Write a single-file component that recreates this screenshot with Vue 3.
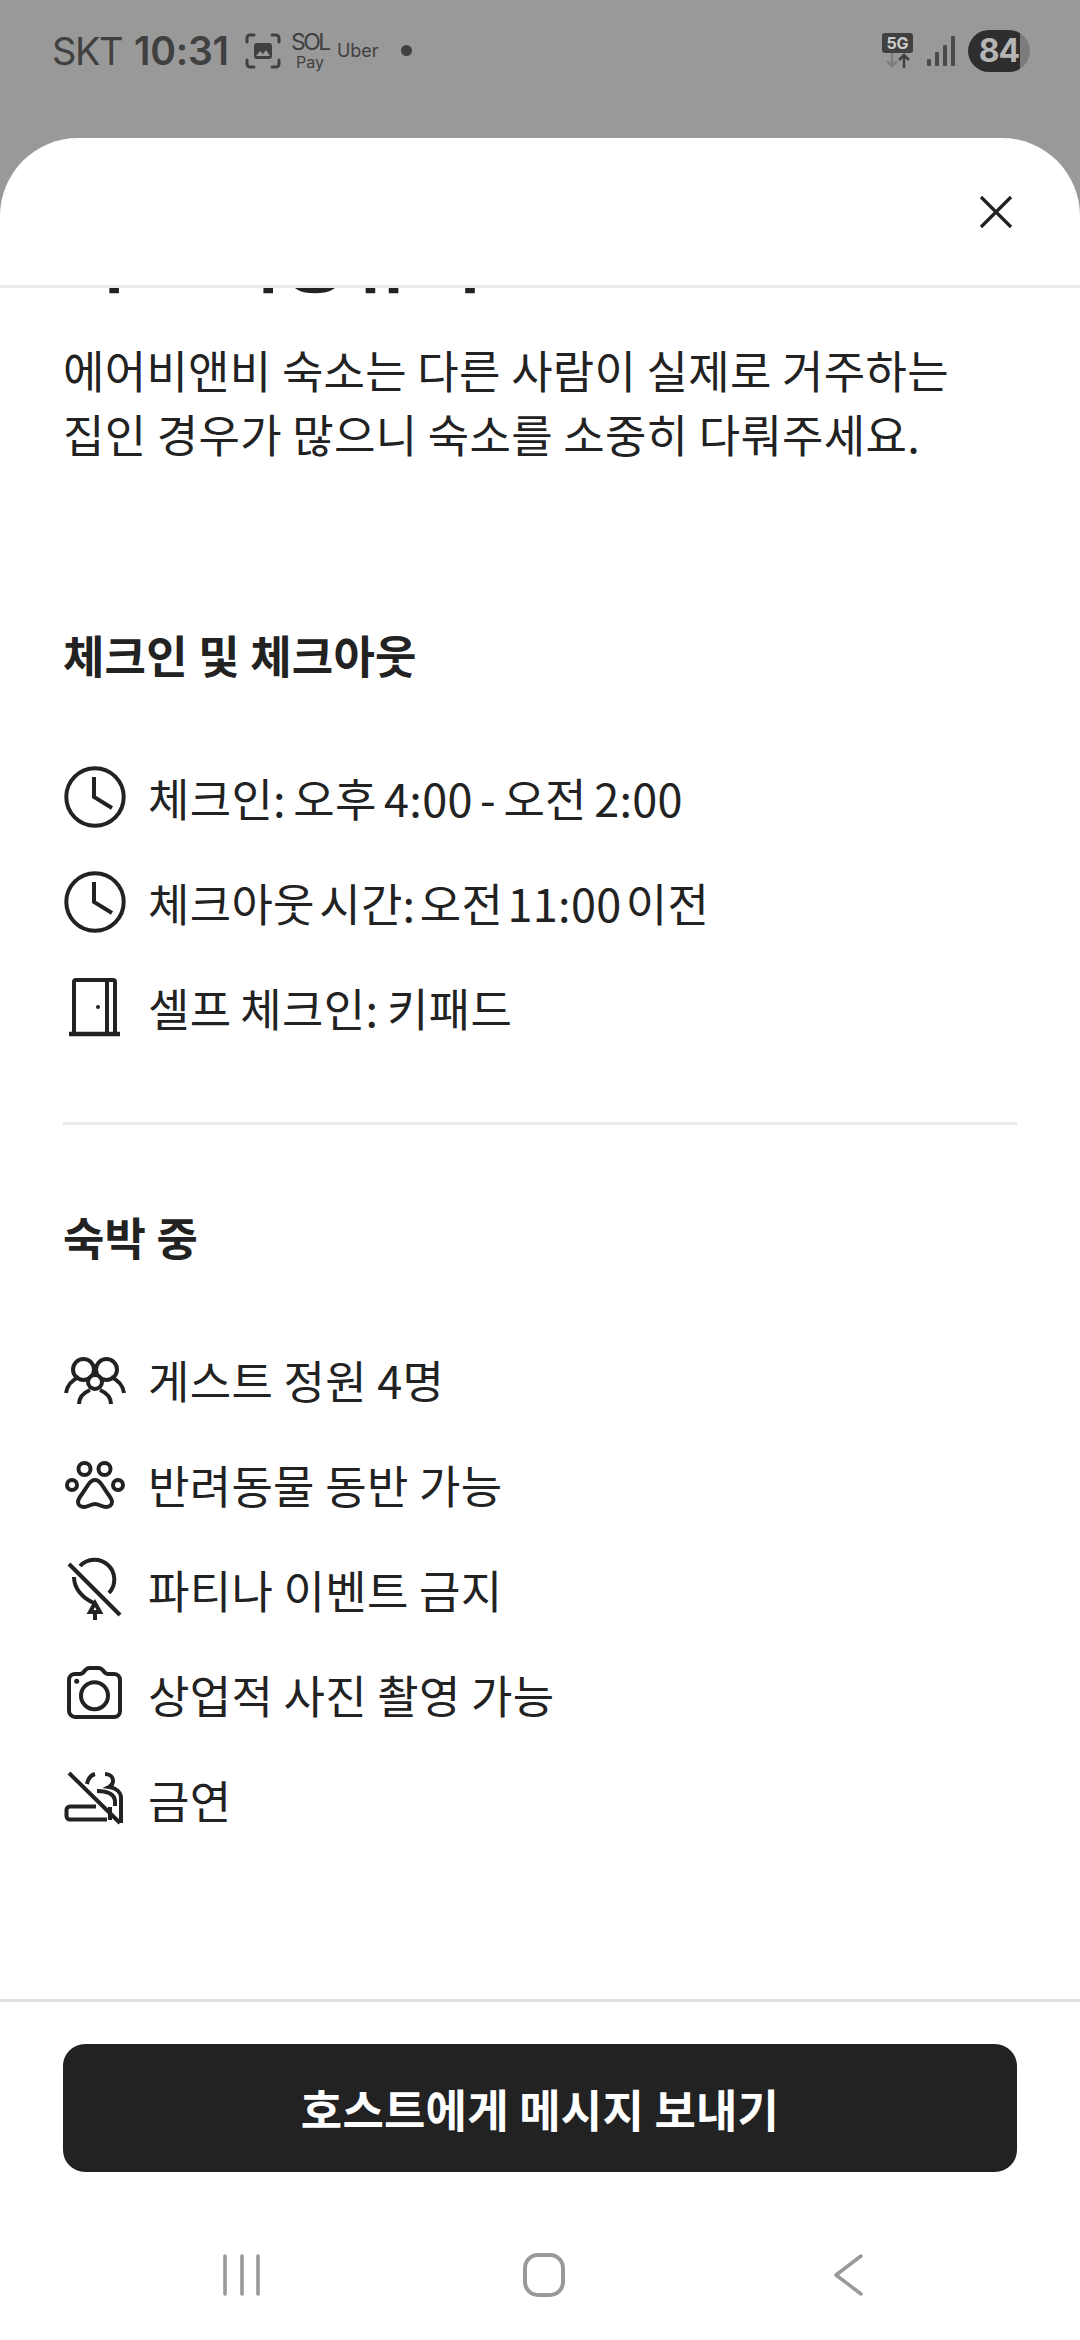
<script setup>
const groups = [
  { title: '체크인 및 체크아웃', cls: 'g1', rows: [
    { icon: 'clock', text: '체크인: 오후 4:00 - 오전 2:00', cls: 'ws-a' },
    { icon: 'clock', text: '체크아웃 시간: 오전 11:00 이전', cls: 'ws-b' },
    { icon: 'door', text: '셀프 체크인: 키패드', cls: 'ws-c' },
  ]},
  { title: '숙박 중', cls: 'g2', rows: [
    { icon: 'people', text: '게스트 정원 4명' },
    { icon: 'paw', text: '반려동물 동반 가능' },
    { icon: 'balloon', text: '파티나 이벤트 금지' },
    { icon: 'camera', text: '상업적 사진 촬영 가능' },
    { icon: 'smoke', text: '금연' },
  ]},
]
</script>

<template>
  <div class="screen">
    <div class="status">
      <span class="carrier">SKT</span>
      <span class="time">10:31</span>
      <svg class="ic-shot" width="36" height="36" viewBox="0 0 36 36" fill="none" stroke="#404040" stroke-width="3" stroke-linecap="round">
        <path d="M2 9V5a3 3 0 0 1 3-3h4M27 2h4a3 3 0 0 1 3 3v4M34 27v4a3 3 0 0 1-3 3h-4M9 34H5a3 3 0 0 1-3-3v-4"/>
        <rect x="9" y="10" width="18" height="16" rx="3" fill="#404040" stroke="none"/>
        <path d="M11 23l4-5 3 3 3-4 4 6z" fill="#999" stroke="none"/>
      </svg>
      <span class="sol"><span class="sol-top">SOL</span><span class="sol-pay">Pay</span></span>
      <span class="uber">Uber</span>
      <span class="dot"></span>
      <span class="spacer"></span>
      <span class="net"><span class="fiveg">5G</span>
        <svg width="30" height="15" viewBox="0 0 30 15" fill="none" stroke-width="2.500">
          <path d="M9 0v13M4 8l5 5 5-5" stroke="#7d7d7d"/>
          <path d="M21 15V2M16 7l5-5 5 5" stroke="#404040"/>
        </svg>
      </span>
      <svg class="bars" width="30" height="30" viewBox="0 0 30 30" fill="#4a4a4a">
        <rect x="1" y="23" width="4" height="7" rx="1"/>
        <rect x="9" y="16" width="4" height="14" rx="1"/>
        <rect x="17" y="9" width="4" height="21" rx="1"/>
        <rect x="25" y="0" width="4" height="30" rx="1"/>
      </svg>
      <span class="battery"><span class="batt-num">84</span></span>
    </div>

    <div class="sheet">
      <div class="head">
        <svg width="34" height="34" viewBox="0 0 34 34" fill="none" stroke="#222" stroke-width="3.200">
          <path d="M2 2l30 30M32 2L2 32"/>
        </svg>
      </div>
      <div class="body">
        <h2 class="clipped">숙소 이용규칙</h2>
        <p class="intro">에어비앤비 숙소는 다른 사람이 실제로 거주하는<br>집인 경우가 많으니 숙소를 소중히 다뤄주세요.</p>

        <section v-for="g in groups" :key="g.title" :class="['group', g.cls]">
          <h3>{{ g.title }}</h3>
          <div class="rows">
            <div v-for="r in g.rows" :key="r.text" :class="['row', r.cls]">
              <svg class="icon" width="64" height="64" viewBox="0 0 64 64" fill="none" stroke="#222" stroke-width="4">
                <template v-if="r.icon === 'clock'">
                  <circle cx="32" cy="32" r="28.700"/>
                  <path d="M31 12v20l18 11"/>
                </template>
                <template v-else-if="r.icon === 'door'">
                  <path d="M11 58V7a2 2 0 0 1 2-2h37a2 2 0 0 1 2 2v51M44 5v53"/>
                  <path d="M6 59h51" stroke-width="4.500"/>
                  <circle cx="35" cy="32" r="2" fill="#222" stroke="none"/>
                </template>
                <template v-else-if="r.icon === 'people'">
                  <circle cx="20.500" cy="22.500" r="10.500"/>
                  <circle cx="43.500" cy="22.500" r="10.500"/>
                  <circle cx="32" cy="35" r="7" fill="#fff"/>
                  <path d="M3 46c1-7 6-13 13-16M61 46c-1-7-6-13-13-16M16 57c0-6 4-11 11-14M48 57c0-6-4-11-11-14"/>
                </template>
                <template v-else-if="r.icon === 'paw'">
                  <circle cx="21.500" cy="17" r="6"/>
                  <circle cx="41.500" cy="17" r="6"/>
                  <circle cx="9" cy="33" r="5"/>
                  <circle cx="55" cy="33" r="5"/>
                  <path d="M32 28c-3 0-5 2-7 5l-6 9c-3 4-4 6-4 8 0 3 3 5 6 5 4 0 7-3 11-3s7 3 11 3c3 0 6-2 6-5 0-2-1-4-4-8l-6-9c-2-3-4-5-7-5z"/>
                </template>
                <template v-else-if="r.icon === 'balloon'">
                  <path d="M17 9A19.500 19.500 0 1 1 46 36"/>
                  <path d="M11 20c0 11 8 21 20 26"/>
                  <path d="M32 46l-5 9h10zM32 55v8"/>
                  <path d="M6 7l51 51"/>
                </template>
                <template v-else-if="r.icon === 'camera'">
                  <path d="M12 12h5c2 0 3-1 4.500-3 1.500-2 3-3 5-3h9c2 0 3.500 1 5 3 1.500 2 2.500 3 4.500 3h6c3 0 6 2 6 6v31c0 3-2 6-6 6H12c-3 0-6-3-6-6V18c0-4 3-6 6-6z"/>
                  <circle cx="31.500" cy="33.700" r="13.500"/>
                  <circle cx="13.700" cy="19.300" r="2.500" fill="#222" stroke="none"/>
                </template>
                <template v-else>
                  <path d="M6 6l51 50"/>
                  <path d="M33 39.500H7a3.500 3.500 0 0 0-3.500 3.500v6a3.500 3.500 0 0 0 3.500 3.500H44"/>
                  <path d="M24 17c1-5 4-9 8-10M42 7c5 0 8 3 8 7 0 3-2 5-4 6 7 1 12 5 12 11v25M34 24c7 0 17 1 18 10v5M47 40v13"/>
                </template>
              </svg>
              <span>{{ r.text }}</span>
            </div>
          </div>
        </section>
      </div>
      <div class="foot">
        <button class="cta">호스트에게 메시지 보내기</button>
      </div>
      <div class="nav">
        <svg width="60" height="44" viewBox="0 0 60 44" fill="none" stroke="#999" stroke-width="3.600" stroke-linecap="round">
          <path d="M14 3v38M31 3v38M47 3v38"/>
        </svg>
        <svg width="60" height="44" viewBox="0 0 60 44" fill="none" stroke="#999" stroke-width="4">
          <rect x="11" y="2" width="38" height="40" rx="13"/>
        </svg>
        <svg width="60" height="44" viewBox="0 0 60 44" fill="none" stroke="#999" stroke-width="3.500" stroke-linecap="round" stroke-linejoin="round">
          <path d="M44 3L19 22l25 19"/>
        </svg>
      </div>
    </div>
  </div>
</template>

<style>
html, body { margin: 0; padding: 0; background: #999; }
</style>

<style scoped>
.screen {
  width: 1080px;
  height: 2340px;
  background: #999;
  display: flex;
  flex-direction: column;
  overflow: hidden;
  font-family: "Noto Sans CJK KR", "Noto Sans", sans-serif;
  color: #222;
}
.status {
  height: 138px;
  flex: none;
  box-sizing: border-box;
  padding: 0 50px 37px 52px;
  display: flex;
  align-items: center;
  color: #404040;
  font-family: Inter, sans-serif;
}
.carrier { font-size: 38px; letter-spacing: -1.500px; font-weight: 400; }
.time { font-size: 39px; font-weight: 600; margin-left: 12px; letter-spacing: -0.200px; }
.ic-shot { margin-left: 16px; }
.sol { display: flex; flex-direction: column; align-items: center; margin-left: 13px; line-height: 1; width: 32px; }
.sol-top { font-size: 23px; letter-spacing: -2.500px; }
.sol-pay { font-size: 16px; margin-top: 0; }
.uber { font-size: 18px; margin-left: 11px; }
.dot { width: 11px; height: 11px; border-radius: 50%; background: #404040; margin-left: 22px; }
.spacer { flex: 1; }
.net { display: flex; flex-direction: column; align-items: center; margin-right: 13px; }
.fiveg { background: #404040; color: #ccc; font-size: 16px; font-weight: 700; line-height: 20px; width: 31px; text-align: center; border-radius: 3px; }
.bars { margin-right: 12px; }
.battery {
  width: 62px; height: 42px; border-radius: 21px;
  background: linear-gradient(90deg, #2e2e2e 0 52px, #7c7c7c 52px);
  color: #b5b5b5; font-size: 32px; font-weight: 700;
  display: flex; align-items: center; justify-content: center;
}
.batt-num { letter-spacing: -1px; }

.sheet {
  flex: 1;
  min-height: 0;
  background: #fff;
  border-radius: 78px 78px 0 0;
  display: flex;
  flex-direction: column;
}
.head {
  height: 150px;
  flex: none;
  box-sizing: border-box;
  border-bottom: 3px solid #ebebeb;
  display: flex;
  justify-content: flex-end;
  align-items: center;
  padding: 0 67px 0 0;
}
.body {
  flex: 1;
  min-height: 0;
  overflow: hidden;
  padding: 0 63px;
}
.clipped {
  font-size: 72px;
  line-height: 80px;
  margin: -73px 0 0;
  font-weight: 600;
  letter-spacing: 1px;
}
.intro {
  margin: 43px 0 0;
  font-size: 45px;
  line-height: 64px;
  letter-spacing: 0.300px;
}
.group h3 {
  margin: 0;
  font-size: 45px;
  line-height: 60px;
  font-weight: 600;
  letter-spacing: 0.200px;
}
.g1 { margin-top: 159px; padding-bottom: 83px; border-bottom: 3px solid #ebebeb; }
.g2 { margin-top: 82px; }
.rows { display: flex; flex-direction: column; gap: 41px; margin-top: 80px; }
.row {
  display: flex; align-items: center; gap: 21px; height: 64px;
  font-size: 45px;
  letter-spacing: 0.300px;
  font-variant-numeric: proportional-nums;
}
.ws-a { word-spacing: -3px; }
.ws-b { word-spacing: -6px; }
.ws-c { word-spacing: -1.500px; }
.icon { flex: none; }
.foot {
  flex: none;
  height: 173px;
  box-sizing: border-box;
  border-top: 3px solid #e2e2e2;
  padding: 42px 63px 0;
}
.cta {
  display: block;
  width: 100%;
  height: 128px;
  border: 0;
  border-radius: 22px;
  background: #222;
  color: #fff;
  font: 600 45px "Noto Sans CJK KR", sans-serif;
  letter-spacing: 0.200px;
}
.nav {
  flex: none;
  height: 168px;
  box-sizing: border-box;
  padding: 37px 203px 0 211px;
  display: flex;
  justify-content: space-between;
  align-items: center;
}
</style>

# # #

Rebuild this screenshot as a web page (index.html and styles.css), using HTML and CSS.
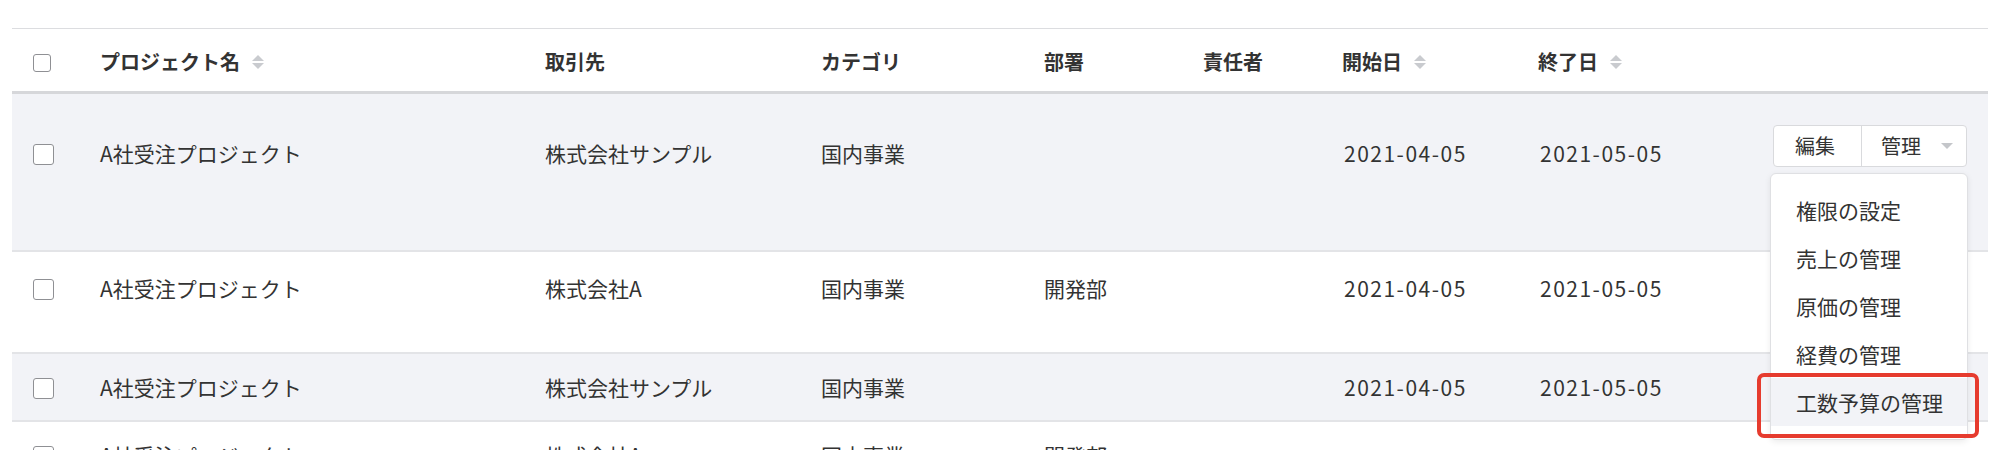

# # #

■ What you are asked to do
Look through the material above and work out how many of its lines contain "this". State the number only.

■ Task response
2